ALAMEDA | Nov. 28, 2011 | Nearly everyone in Alameda agrees smoking is bad for you. It is also bad for others who inhale your secondhand smoke, but some other things may ultimately be worse for the city’s overall civic health, critics say.
The recently approved smoking ordinance passed Nov. 15 by the City Council will considerably beef up its current smoking ban to include rental properties. Alameda, cash-strapped like most other cities, is relying on residents to enforce the onerous ordinance.
Weeks earlier during the first reading of the ordinance, Alameda Police Chief Mike Noonan said enforcement of the proposed ban would not be a top priority. “We are not going to be the smoking police,” he said.
With shrinking city staff numbers and limited resources to put teeth into the ordinance, the city is instead relying on its greatest resource—people—to in effect snitch on scofflaws of the smoking ban.
Donna Mooney, the acting city attorney says the crowd-sourcing element of governance featured in the ordinance is rare. There is no other ordinance in the city’s municipal code that allows private enforcement of the law, she said. It’s the so-called “private attorney general” component of the ordinance, not the smoking ban, that has brought a flurry of concern to the table.
Alan Teague is an Alameda resident who backs the bans, but as a rental property owner in the city, he is concerned with how the ban will be prosecuted.”Vigilante enforcement is a little strange and a little disturbing,” he said.
“Smoking is not an illegal act in this country,” added resident Jake Thompson, who urged council to protest tenants’ rights. The rental units portion of the ordinance will begin in January 2013 and protect non-smoking tenants from being subjected to secondhand smoke that unpredictably travels from unit-to-unit.
Vice Mayor Rob Bonta, who is also a deputy district attorney in San Francisco, questioned the legal efficacy of allowing residents not harmed by an act to ask for damages. “That struck me as a little bit peculiar,” said Bonta.”Typically under the law, someone who is damaged is someone who brings the claim forward.”
Alameda City Manager John Russo said the provision is typical within environmental-related laws.

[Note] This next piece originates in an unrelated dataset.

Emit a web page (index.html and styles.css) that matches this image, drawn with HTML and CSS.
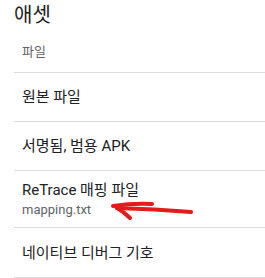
FILE: index.html
```html
<!DOCTYPE html>
<html lang="ko">
<head>
    <meta charset="UTF-8">
    <meta name="viewport" content="width=device-width, initial-scale=1.0">
    <title>애셋</title>
    <link rel="stylesheet" href="styles.css">
</head>
<body>
    <div class="page">
        <h1 class="title">애셋</h1>
        <div class="category">파일</div>
        <ul class="prefs">
            <li class="pref">원본 파일</li>
            <li class="pref">서명됨, 범용 APK</li>
            <li class="pref two-line">
                <span class="pref-title">ReTrace 매핑 파일</span>
                <span class="pref-summary">mapping.txt</span>
                <svg class="arrow" width="95" height="35" viewBox="0 0 95 35">
                    <path d="M8 16 Q28 13 47 14" />
                    <path d="M12 18 Q50 19 86 22" />
                    <path d="M12 18 Q19 22 25 28" />
                </svg>
            </li>
            <li class="pref">네이티브 디버그 기호</li>
        </ul>
    </div>
</body>
</html>
```

FILE: styles.css
```css
* { box-sizing: border-box; margin: 0; padding: 0; }
body { font-family: Roboto, "Noto Sans CJK KR", sans-serif; background: #fff; color: #202124; }

.page { padding-left: 14px; }
.title { font-size: 20px; font-weight: 400; line-height: 28px; padding-top: 1px; }
.category { font-size: 13px; line-height: 20px; color: #5f6368; padding: 13px 0 10px 8px; }

.prefs { list-style: none; }
.pref { display: flex; flex-direction: column; justify-content: center; height: 49px; padding-left: 8px; border-top: 1px solid #dadce0; font-size: 15px; line-height: 20px; }
.pref:last-child { height: 51px; border-bottom: 1px solid #dadce0; }
.two-line { position: relative; height: 57px; padding-top: 1px; }
.pref-summary { font-size: 13px; color: #5f6368; }

.arrow { position: absolute; left: 91px; top: 19px; }
.arrow path { fill: none; stroke: #e41b1b; stroke-width: 4; stroke-linecap: round; }
```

“There are many, many examples of federal statutes that provide for statutory damages because it’s difficult to show how the damage applied to that particular individual.
“The concept of the private attorney general is often included in consumer and other environmental-type statutes and regulations when there is an acknowledgement that the governmental agency may not have the resources at its disposal to do the enforcement at the level the legislature would like to see it done,” said Russo.

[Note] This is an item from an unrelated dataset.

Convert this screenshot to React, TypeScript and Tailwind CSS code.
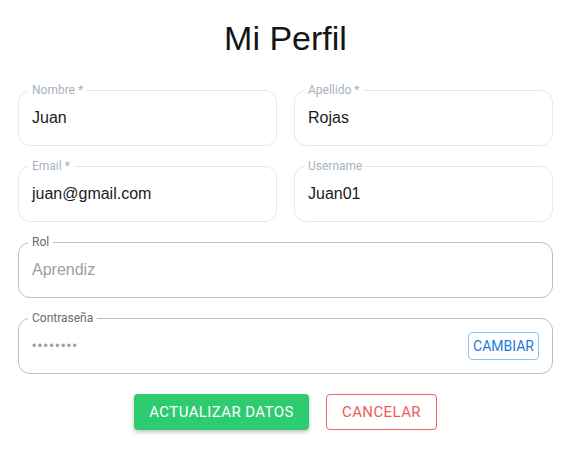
import React from "react";

type FieldProps = {
  label: string;
  value: string;
  muted?: boolean;
  password?: boolean;
  action?: React.ReactNode;
};

const Field = ({ label, value, muted, password, action }: FieldProps) => {
  const borderColor = muted ? "border-[#bdbdbd]" : "border-[#e3e8ef]";
  const labelColor = muted ? "text-[#666b73]" : "text-[#a7b2c1]";
  const valueColor = muted ? "text-[#9e9e9e]" : "text-[#1a1a1a]";
  return (
    <div className={`relative h-[56px] rounded-[12px] border ${borderColor} flex items-center pl-[13px] pr-[13px]`}>
      <span
        className={`absolute left-[9px] -top-[7px] bg-white px-[4px] text-[12px] leading-[12px] font-['Roboto',sans-serif] ${labelColor}`}
      >
        {label}
      </span>
      <span
        className={`flex-1 font-['Liberation_Sans',Arial,sans-serif] ${password ? "text-[12px] tracking-[1.6px] text-[#9aa0a8]" : `text-[16px] ${valueColor}`}`}
      >
        {value}
      </span>
      {action}
    </div>
  );
};

export default function App() {
  return (
    <div className="w-[575px] h-[468px] bg-white pl-[18px] pr-[22px] pt-[18px] box-border">
      <h1 className="text-center text-[34px] leading-[40px] text-[#151515] font-['Liberation_Sans',Arial,sans-serif]">
        Mi Perfil
      </h1>
      <div className="mt-[32px] flex flex-col gap-[20px]">
        <div className="grid grid-cols-2 gap-[17px]">
          <Field label="Nombre *" value="Juan" />
          <Field label="Apellido *" value="Rojas" />
        </div>
        <div className="grid grid-cols-2 gap-[17px]">
          <Field label="Email *" value="juan@gmail.com" />
          <Field label="Username" value="Juan01" />
        </div>
        <Field label="Rol" value="Aprendiz" muted />
        <Field
          label="Contraseña"
          value="••••••••"
          muted
          password
          action={
            <button className="h-[28px] px-[4px] rounded-[4px] border border-[#90c2f5] text-[#1e7ad6] text-[14px] font-['Roboto',sans-serif] leading-none">
              CAMBIAR
            </button>
          }
        />
      </div>
      <div className="mt-[20px] flex justify-center gap-[17px] font-['Roboto',sans-serif] tracking-[0.4px]">
        <button className="h-[36px] w-[175px] rounded-[4px] bg-[#2ecc71] text-white text-[15px] shadow-[0_2px_4px_rgba(0,0,0,0.25)]">
          ACTUALIZAR DATOS
        </button>
        <button className="h-[36px] w-[111px] rounded-[4px] border border-[#f06666] text-[#f05a5a] text-[15px]">
          CANCELAR
        </button>
      </div>
    </div>
  );
}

That has not stopped other equally contentious features of the original smoking ordinance from falling to the wayside. Bar and restaurant operators were able to excise a portion of the ban that would have prohibited smoking in outside patio areas near public space. Numerous bar owners said the restriction on their smoking clientele would force imminent closure of their businesses.

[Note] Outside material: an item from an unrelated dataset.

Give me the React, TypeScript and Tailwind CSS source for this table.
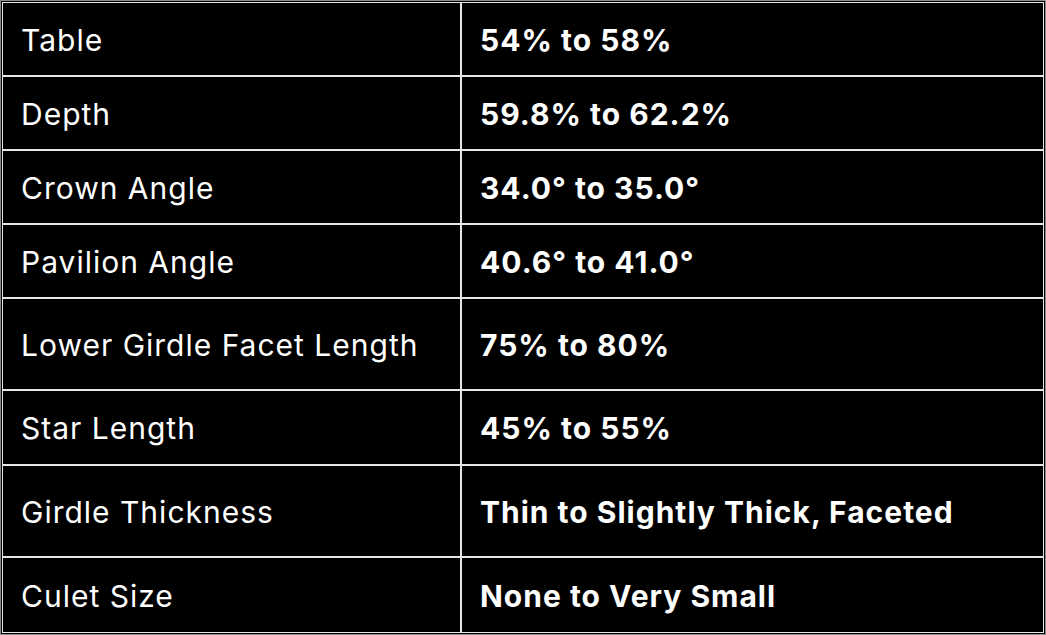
const rows: { label: string; value: string; h: string }[] = [
  { label: "Table", value: "54% to 58%", h: "h-[74px]" },
  { label: "Depth", value: "59.8% to 62.2%", h: "h-[74px]" },
  { label: "Crown Angle", value: "34.0° to 35.0°", h: "h-[74px]" },
  { label: "Pavilion Angle", value: "40.6° to 41.0°", h: "h-[74px]" },
  { label: "Lower Girdle Facet Length", value: "75% to 80%", h: "h-[92px]" },
  { label: "Star Length", value: "45% to 55%", h: "h-[75px]" },
  { label: "Girdle Thickness", value: "Thin to Slightly Thick, Faceted", h: "h-[92px]" },
  { label: "Culet Size", value: "None to Very Small", h: "h-[76px]" },
];

export default function App() {
  return (
    <div className="w-[1046px] h-[635px] border border-[#8c8c8c] bg-black p-px font-['Inter',sans-serif] text-white">
      <div className="grid grid-cols-[459px_583px]">
        {rows.map((r) => (
          <div key={r.label} className="contents">
            <div className={`${r.h} flex items-center border border-[#e6e6e6] pl-[18px] pt-[2px] text-[30px] tracking-[1px]`}>
              {r.label}
            </div>
            <div className={`${r.h} flex items-center border border-[#e6e6e6] pl-[18px] pt-[2px] text-[30px] font-bold tracking-[1px]`}>
              {r.value}
            </div>
          </div>
        ))}
      </div>
    </div>
  );
}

The ridiculously under-regulated e-cigarette lobby also seems to have dodged inclusion of their nicotine-based product from banishment on Alameda streets. The Council appeared hamstrung over whether the device which constitutes a cigarette-like delivery unit with flavored smokeless nicotine cartridges posed the same dangers as its tobacco cousins. Because the e-cigarettes come in an array of fruity flavors, many opponents say the product is being illegally marketed to children and teenagers.
The more sedate portions of the smoking ban will go in effect Dec. 15. Matters concerning the rental units aspect of the ban will go in effect in Jan. 2013 to allow time for property owners to rework leases with their tenants.
I think the ban is awesome, if they could only enforce it.